Monday, 20 July 2015

The Art of Comparison


As much as I love the internet, I'm sure we can all agree on it's irresponsible tendency to encourage us girls to compare every aspect of our lives with others. From the Instagrammer always off on some exotic adventure to the Tweeter with the washboard abs and protein shake recipes - we contrast and compare endless parts of our existence with the online persona of strangers. 

She's a better Mum than me because she insists on story time every night and never lets her kid go to bed with the iPad.

She's a better person than me because she is banging on about giving blood for the third time this year and I don't think I have actually made the effort since before I got pregnant.

She's got a better body than me because every single picture she posts is her practising hot yoga or eating overnight oats.

She's prettier because she got the best angle in the best light yet probably took about 560 different shots and then spent 2 hours sifting and editing before she posted the perfect selfie.

She cooks amazing recipes every single night from scratch and would have a fit before she would allow a ready made microwave lasagne to take up residence in her strictly organic fridge freezer.

She must be loaded if she eats out as often as that and can pay someone to clean her flat.

She has more Twitter followers than me. 

She has a better life than me.

And it works the opposite way too.
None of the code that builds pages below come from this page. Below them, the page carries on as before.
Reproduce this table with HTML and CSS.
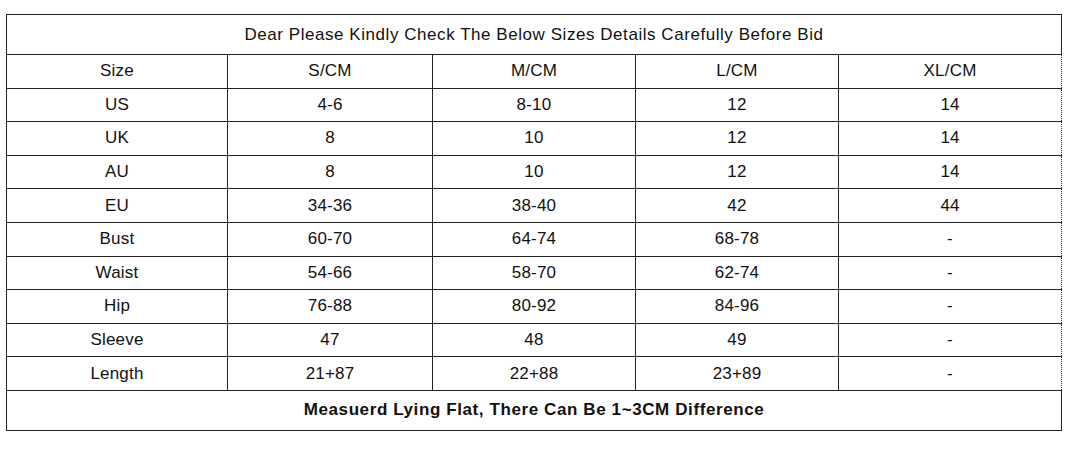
FILE: index.html
```html
<!DOCTYPE html>
<html>
<head>
<meta charset="utf-8">
<link rel="stylesheet" href="styles.css">
</head>
<body>
<table class="sizes">
  <colgroup>
    <col class="c1"><col class="c2"><col class="c3"><col class="c4"><col class="c5">
  </colgroup>
  <tr class="title"><td colspan="5">Dear Please Kindly Check The Below Sizes Details Carefully Before Bid</td></tr>
  <tr class="row"><td>Size</td><td>S/CM</td><td>M/CM</td><td>L/CM</td><td class="last">XL/CM</td></tr>
  <tr class="row"><td>US</td><td>4-6</td><td>8-10</td><td>12</td><td class="last">14</td></tr>
  <tr class="row"><td>UK</td><td>8</td><td>10</td><td>12</td><td class="last">14</td></tr>
  <tr class="row"><td>AU</td><td>8</td><td>10</td><td>12</td><td class="last">14</td></tr>
  <tr class="row"><td>EU</td><td>34-36</td><td>38-40</td><td>42</td><td class="last">44</td></tr>
  <tr class="row"><td>Bust</td><td>60-70</td><td>64-74</td><td>68-78</td><td class="last">-</td></tr>
  <tr class="row"><td>Waist</td><td>54-66</td><td>58-70</td><td>62-74</td><td class="last">-</td></tr>
  <tr class="row"><td>Hip</td><td>76-88</td><td>80-92</td><td>84-96</td><td class="last">-</td></tr>
  <tr class="row"><td>Sleeve</td><td>47</td><td>48</td><td>49</td><td class="last">-</td></tr>
  <tr class="row"><td>Length</td><td>21+87</td><td>22+88</td><td>23+89</td><td class="last">-</td></tr>
  <tr class="foot"><td colspan="5">Measuerd Lying Flat, There Can Be 1~3CM Difference</td></tr>
</table>
</body>
</html>
```
FILE: styles.css
```css
html, body {
  margin: 0;
  padding: 0;
  background: #ffffff;
}
body {
  padding: 14px 0 0 6px;
  font-family: "Liberation Sans", Arial, sans-serif;
  color: #111111;
}
.sizes {
  border-collapse: collapse;
  table-layout: fixed;
  width: 1055px;
  font-size: 17px;
}
.c1 { width: 221px; }
.c2 { width: 205px; }
.c3 { width: 203px; }
.c4 { width: 203px; }
.c5 { width: 223px; }
.sizes td {
  border: 1px solid #222222;
  text-align: center;
  padding: 0;
  vertical-align: middle;
  line-height: 20px;
  letter-spacing: 0.2px;
}
.sizes td.last {
  border-right: 1px dotted #333333;
}
.title { height: 40px; }
.title td { letter-spacing: 0.55px; }
.row { height: 33.6px; }
.foot { height: 40px; }
.foot td {
  font-weight: bold;
  letter-spacing: 0.6px;
}
```
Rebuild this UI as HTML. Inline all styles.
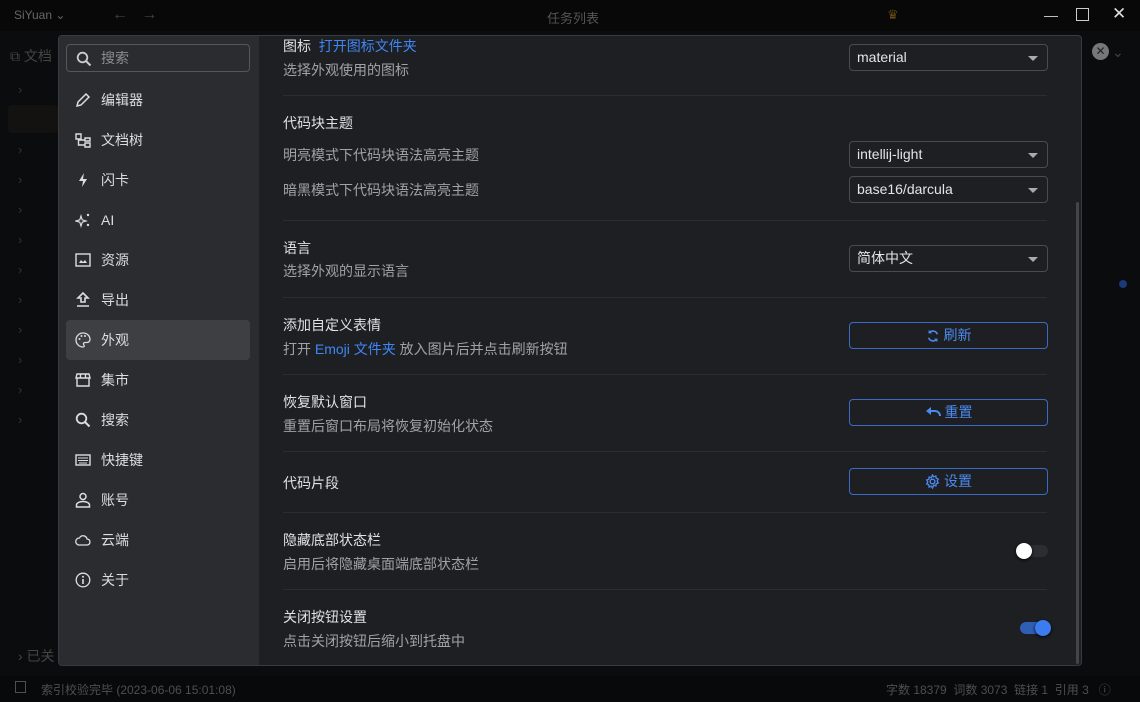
<!DOCTYPE html>
<html><head><meta charset="utf-8"><style>
*{box-sizing:border-box;margin:0;padding:0}
body{width:1140px;height:702px;background:#0b0c0d;font-family:"Liberation Sans","Noto Sans CJK SC",sans-serif;font-size:14px;color:#c8c9cc;position:relative;overflow:hidden}
.abs{position:absolute}
.top{left:0;top:0;width:1140px;height:31px;background:#080809;color:#555}
.dlg{left:58px;top:35px;width:1024px;height:631px;background:#1e1f22;border:1px solid #3a3b3e;border-radius:4px;overflow:hidden}
.side{left:0;top:0;width:200px;height:631px;background:#2b2c30}
.it{position:absolute;left:7px;width:184px;height:40px;border-radius:4px;line-height:40px;padding-left:35px;color:#dcdde0;font-size:14px}
.it svg{position:absolute;left:9px;top:12px}
.it.act{background:#3e3f43}
.lbl{position:absolute;left:224px;color:#e0e1e4;font-size:14px}
.sub{position:absolute;left:224px;color:#9ea3a8;font-size:14px}
.sep{position:absolute;left:224px;width:764px;height:1px;background:#2c2d30}
.sel{position:absolute;left:790px;width:199px;height:27px;border:1px solid #4a4b4f;border-radius:4px;padding-left:7px;line-height:25px;color:#e4e5e8;font-size:14px}
.sel:after{content:"";position:absolute;right:9px;top:11px;border-left:5px solid transparent;border-right:5px solid transparent;border-top:5px solid #aaa}
.btn{position:absolute;left:790px;width:199px;height:27px;border:1px solid #3a6bc4;border-radius:4px;color:#4b8af0;text-align:center;line-height:25px;font-size:14px}
.btn svg{vertical-align:-3px;margin-right:4px}
.blue{color:#3f86f5}
</style></head><body>
<div class="abs top">
<span class="abs" style="left:14px;top:8px;font-size:12px;color:#666">SiYuan ⌄</span>
<span class="abs" style="left:112px;top:6px;color:#444;font-size:16px">←&nbsp;&nbsp;&nbsp;→</span>
<span class="abs" style="left:547px;top:8px;font-size:13px;color:#555">任务列表</span>
<span class="abs" style="left:887px;top:7px;color:#6a4a10;font-size:13px">♛</span>
<span class="abs" style="left:1044px;top:7px;color:#ccc;font-size:14px">—</span>
<span class="abs" style="left:1076px;top:8px;width:13px;height:13px;border:1.5px solid #ccc"></span>
<span class="abs" style="left:1112px;top:4px;color:#ddd;font-size:17px">✕</span>
</div>
<div class="abs" style="left:10px;top:46px;color:#444;font-size:14px">⧉ 文档</div>
<div class="abs" style="left:18px;top:75px;color:#333;font-size:13px;line-height:30px">›<br>›<br>›<br>›<br>›<br>›<br>›<br>›<br>›<br>›<br>›<br>›</div>
<div class="abs" style="left:8px;top:105px;width:50px;height:28px;background:#131210;border-radius:4px"></div>
<div class="abs" style="left:18px;top:646px;color:#444;font-size:14px">› 已关</div>
<div class="abs" style="left:1092px;top:43px;width:17px;height:17px;border-radius:50%;background:#777;color:#222;font-size:12px;text-align:center;line-height:17px">✕</div>
<div class="abs" style="left:1112px;top:44px;color:#444;font-size:14px">⌄</div>
<div class="abs" style="left:1119px;top:280px;width:8px;height:8px;border-radius:50%;background:#1a3a7a"></div>
<div class="abs" style="left:0;top:676px;width:1140px;height:26px;background:#08090a;color:#4e4f52;font-size:12px">
<span class="abs" style="left:15px;top:5px;width:11px;height:12px;border:1.5px solid #4e4f52"></span>
<span class="abs" style="left:41px;top:5px">索引校验完毕 (2023-06-06 15:01:08)</span>
<span class="abs" style="left:886px;top:5px">字数 18379&nbsp; 词数 3073&nbsp; 链接 1&nbsp; 引用 3&nbsp;&nbsp; ⓘ</span>
</div>

<div class="abs dlg">
<div class="abs side">
<div class="abs" style="left:7px;top:8px;width:184px;height:28px;border:1px solid #55575b;border-radius:4px;color:#8a8c90;line-height:26px;padding-left:34px">搜索
<svg class="abs" style="left:9px;top:6px" width="16" height="16" viewBox="0 0 16 16"><circle cx="6.5" cy="6.5" r="4.8" fill="none" stroke="#ccc" stroke-width="1.8"/><path d="M10 10l4.5 4.5" stroke="#ccc" stroke-width="2"/></svg></div>
<div class="it" style="top:44px"><svg width="16" height="16" viewBox="0 0 16 16"><path d="M2 14l1-4 8-8 3 3-8 8z" fill="none" stroke="#ddd" stroke-width="1.5"/></svg>编辑器</div>
<div class="it" style="top:84px"><svg width="16" height="16" viewBox="0 0 16 16"><path d="M1 2h5v5H1zM10 6h5v3h-5zM10 11h5v4h-5zM3.5 7v6h6M3.5 8h6" fill="none" stroke="#ddd" stroke-width="1.4"/></svg>文档树</div>
<div class="it" style="top:124px"><svg width="16" height="16" viewBox="0 0 16 16"><path d="M9 1L4 9h4l-1 6 5-8H8z" fill="#ddd"/></svg>闪卡</div>
<div class="it" style="top:164px"><svg width="16" height="16" viewBox="0 0 16 16"><path d="M6 4l1.2 3.8L11 9l-3.8 1.2L6 14l-1.2-3.8L1 9l3.8-1.2z" fill="none" stroke="#ddd" stroke-width="1.2"/><circle cx="13" cy="3" r="1.2" fill="#ddd"/><circle cx="13" cy="13" r="1.2" fill="#ddd"/></svg>AI</div>
<div class="it" style="top:204px"><svg width="16" height="16" viewBox="0 0 16 16"><rect x="1" y="2" width="14" height="12" fill="none" stroke="#ddd" stroke-width="1.4"/><path d="M4 11l2-3 2 2 2-2 2 3z" fill="#ddd"/></svg>资源</div>
<div class="it" style="top:244px"><svg width="16" height="16" viewBox="0 0 16 16"><path d="M8 1l5 5h-3v4H6V6H3zM2 14h12" fill="none" stroke="#ddd" stroke-width="1.6"/></svg>导出</div>
<div class="it act" style="top:284px"><svg width="16" height="16" viewBox="0 0 16 16"><path d="M8 1a7 7 0 000 14c1.5 0 1.5-1.5.7-2.3-.8-.9 0-2.2 1.2-2.2H12a3 3 0 003-3C15 3.8 12 1 8 1z" fill="none" stroke="#ddd" stroke-width="1.3"/><circle cx="4.5" cy="7" r="1" fill="#ddd"/><circle cx="6.5" cy="4" r="1" fill="#ddd"/><circle cx="10" cy="4" r="1" fill="#ddd"/></svg>外观</div>
<div class="it" style="top:324px"><svg width="16" height="16" viewBox="0 0 16 16"><path d="M2 2h12l1 4H1zM2 6v8h12V6M5.5 2v4M10.5 2v4" fill="none" stroke="#ddd" stroke-width="1.4"/></svg>集市</div>
<div class="it" style="top:364px"><svg width="16" height="16" viewBox="0 0 16 16"><circle cx="6.5" cy="6.5" r="4.8" fill="none" stroke="#ddd" stroke-width="1.8"/><path d="M10 10l4.5 4.5" stroke="#ddd" stroke-width="2"/></svg>搜索</div>
<div class="it" style="top:404px"><svg width="16" height="16" viewBox="0 0 16 16"><rect x="1" y="3" width="14" height="10" fill="none" stroke="#ddd" stroke-width="1.4"/><path d="M3 6h10M3 8.5h10M4 11h8" stroke="#ddd" stroke-width="1"/></svg>快捷键</div>
<div class="it" style="top:444px"><svg width="16" height="16" viewBox="0 0 16 16"><circle cx="8" cy="4.5" r="3" fill="none" stroke="#ddd" stroke-width="1.5"/><path d="M1.5 15v-2c0-2 3-3.5 6.5-3.5s6.5 1.5 6.5 3.5v2z" fill="none" stroke="#ddd" stroke-width="1.5"/></svg>账号</div>
<div class="it" style="top:484px"><svg width="16" height="16" viewBox="0 0 16 16"><path d="M4 13h8a3 3 0 000-6 4 4 0 00-7.5-1A3.5 3.5 0 004 13z" fill="none" stroke="#ddd" stroke-width="1.3"/></svg>云端</div>
<div class="it" style="top:524px"><svg width="16" height="16" viewBox="0 0 16 16"><circle cx="8" cy="8" r="6.8" fill="none" stroke="#ddd" stroke-width="1.3"/><path d="M8 7v5" stroke="#ddd" stroke-width="1.6"/><circle cx="8" cy="4.7" r="1" fill="#ddd"/></svg>关于</div>
</div>

<div class="lbl" style="top:0px">图标&nbsp; <span class="blue">打开图标文件夹</span></div>
<div class="sub" style="top:24px">选择外观使用的图标</div>
<div class="sel" style="top:8px">material</div>
<div class="sep" style="top:59px"></div>
<div class="lbl" style="top:77px">代码块主题</div>
<div class="sub" style="top:109px">明亮模式下代码块语法高亮主题</div>
<div class="sel" style="top:105px">intellij-light</div>
<div class="sub" style="top:144px">暗黑模式下代码块语法高亮主题</div>
<div class="sel" style="top:140px">base16/darcula</div>
<div class="sep" style="top:184px"></div>
<div class="lbl" style="top:202px">语言</div>
<div class="sub" style="top:225px">选择外观的显示语言</div>
<div class="sel" style="top:209px">简体中文</div>
<div class="sep" style="top:261px"></div>
<div class="lbl" style="top:279px">添加自定义表情</div>
<div class="sub" style="top:303px">打开 <span class="blue">Emoji 文件夹</span> 放入图片后并点击刷新按钮</div>
<div class="btn" style="top:286px"><svg width="14" height="14" viewBox="0 0 16 16"><path d="M13 6a5.5 5.5 0 00-9.5-1.5M3 10a5.5 5.5 0 009.5 1.5" fill="none" stroke="#4b8af0" stroke-width="1.8"/><path d="M3 1v4h4zM13 15v-4H9z" fill="#4b8af0"/></svg>刷新</div>
<div class="sep" style="top:338px"></div>
<div class="lbl" style="top:356px">恢复默认窗口</div>
<div class="sub" style="top:380px">重置后窗口布局将恢复初始化状态</div>
<div class="btn" style="top:363px"><svg width="16" height="14" viewBox="0 0 16 14"><path d="M5 5h5a5 5 0 015 5" fill="none" stroke="#4b8af0" stroke-width="2"/><path d="M1 5l5-4v8z" fill="#4b8af0"/></svg>重置</div>
<div class="sep" style="top:415px"></div>
<div class="lbl" style="top:437px">代码片段</div>
<div class="btn" style="top:432px"><svg width="15" height="15" viewBox="0 0 16 16"><circle cx="8" cy="8" r="2.5" fill="none" stroke="#4b8af0" stroke-width="1.5"/><path d="M8 1l1.3 2 2.3-.8.3 2.4 2.3.8-1.2 2.1 1.2 2-2.3.9-.3 2.4-2.3-.9L8 15l-1.3-2-2.3.9-.3-2.4L1.8 10.6 3 8.5 1.8 6.4l2.3-.8.3-2.4 2.3.8z" fill="none" stroke="#4b8af0" stroke-width="1.4"/></svg>设置</div>
<div class="sep" style="top:476px"></div>
<div class="lbl" style="top:494px">隐藏底部状态栏</div>
<div class="sub" style="top:518px">启用后将隐藏桌面端底部状态栏</div>
<div class="abs" style="left:961px;top:509px;width:28px;height:12px;border-radius:6px;background:#2c2d31"></div>
<div class="abs" style="left:957px;top:507px;width:16px;height:16px;border-radius:50%;background:#fff;box-shadow:0 1px 3px #000"></div>
<div class="sep" style="top:553px"></div>
<div class="lbl" style="top:571px">关闭按钮设置</div>
<div class="sub" style="top:595px">点击关闭按钮后缩小到托盘中</div>
<div class="abs" style="left:961px;top:586px;width:28px;height:12px;border-radius:6px;background:#2f5fb5"></div>
<div class="abs" style="left:976px;top:584px;width:16px;height:16px;border-radius:50%;background:#3b7cf0;box-shadow:0 1px 3px #000"></div>
<div class="abs" style="left:1017px;top:166px;width:3px;height:462px;background:#444548;border-radius:2px"></div>
</div>
</body></html>
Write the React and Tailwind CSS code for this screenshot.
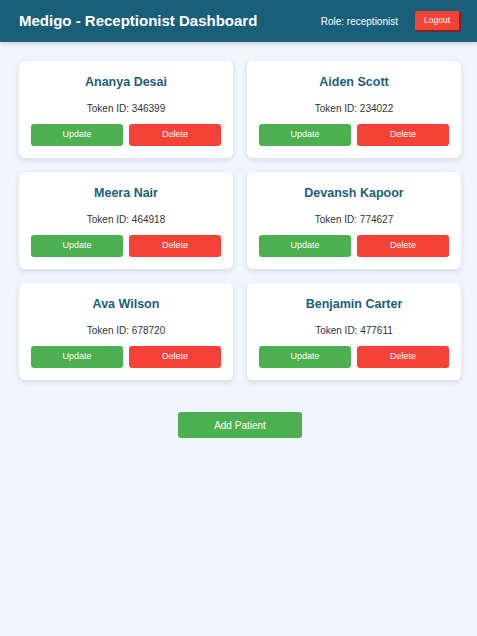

All too often we are all guilty of polishing our lives to make them nice and shiny for the purposes of the powerful internet. And why wouldn't we? It's depressing to be reminded about real life sometimes. We want to see hot mama's with their designer babies talking about how pro-breastfeeding they are while clutching their free Waitrose cappuccino with an extra shot. We indulge ourselves in constant streams of food pictures as the bloggers who actually made it 'recipe test' their next creation. We want to see that perfect pouty photo of you talking about your new favourite lip crayon even though deep down inside we know you are getting paid to say it.

There's nothing wrong with wanting to hide the bad stuff or avoiding the every day hum drum of what is essentially normal everyday life. I think it's ok to do this. As long as you don't lie to yourself as well. I think that's when it becomes dangerous.

I try to encourage a strict bedtime routine with Ava but when it's been a long day and I am dying for a glass of wine then I will absolutely give in and let her watch an hour of cBeebies on the iPlayer if it means I get some peace and quiet.

I have a list as long as my arm of 'things to do' and when I finally get round to getting my ass into the blood centre I will no doubt bang on about what a fucking saint I am on whatever social media channel is nearest to me.

I'm pissed off because I exercise a lot but don't seem to have magically turned into a size 6 yet. Deep down I know this is because every second photo I post on Instagram is of something sugary & full of carbs.

I don't post endless selfies because I am one of the least photogenic people you will ever meet and it is far too time consuming trying to find a decent shot of me that I actually like. Vain or insecure? Probably a little of both.

I cook loads because I adore it. Like writing, it is something I love and I doubt I will ever stop. 

I am far from rich but I forgo some things in order to indulge in others. I rarely buy new clothes or posh make-up. Instead I like to spend my money on trying that new Japanese place that's just opened in town. Or on paying someone else to hoover my flat because I genuinely just hate cleaning that much.

I think that when you scratch the surface we are all in a similar boat. We are all in this big social media perfect life competition with each other. And even the ones with the most perfect lives are probably comparing themselves with someone else. 

Perhaps we need to stop comparing ourselves with someone else and just start being nicer to ourselves?